Gümüşa sieht auch das Internet als Brutstätte. Die Hälfte der Hasskommentare dort kämen von nur fünf Prozent der Nutzerkonten, und polarisierende Inhalte würden von den Plattformen gefördert – genau wie auch in Talkshows. Diese seien nicht auf einen konstruktiven Diskurs angelegt, sondern sie würden Meinungen gegeneinander antreten und Gäste um die Gunst des Publikums buhlen lassen – „und am Ende gibt es einen Gewinner.“

Doch Laschet verweist auf politische Streitereien mit harten Bandagen aus längst vergangenen Zeiten, die dennoch einen menschlichen Umgang miteinander zuließen. „Die Debatte ist nicht das Problem“, sagt er. Allerdings wünscht er sich modernste Mittel und passendes Personal, um Rechtsradikale wie vom Netzwerkdurchsetzungsgesetz vorgesehen im Internet zu finden. Da warnt Quent: Private Plattformen würden zu Hilfssheriffs gemacht – zu Lasten von Bürgerrechten.
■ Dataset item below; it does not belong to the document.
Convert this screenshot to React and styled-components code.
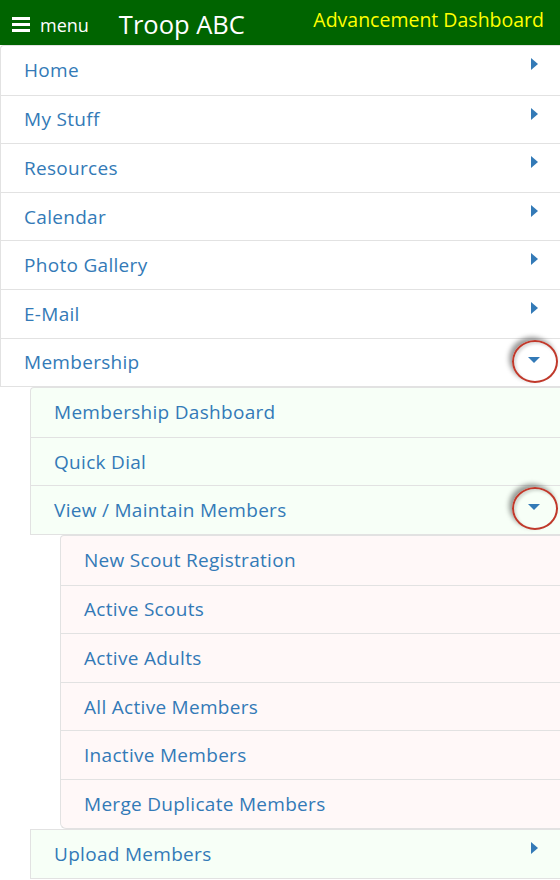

„Man darf jetzt nicht überreagieren mit repressiven Schnellschüssen, die alle Internetnutzer treffen, sondern muss genau schauen: Was sind die Stellschrauben?“ Die rechtsextremen Strukturen seien nur eine davon, so Quent. Ebenso wichtig seien Schutz und Solidarität mit betroffenen Gruppen, etwa mit Vertrauenspolizisten, die nach britischem Vorbild wochenlang nach einem Anschlag immer wieder die Tatorte besuchen und dort Beziehungen zur Bevölkerung aufbauen.

Für den Moment legt Quent der Politik eines besonders ans Herz: Die Diskussion über Maßnahmen müsse man mit kühlem Kopf führen, nicht auf dem Hintergrund von Bildern wie jenen aus Hanau. Während der Sendung hingen eben jene hinter der Talkrunde.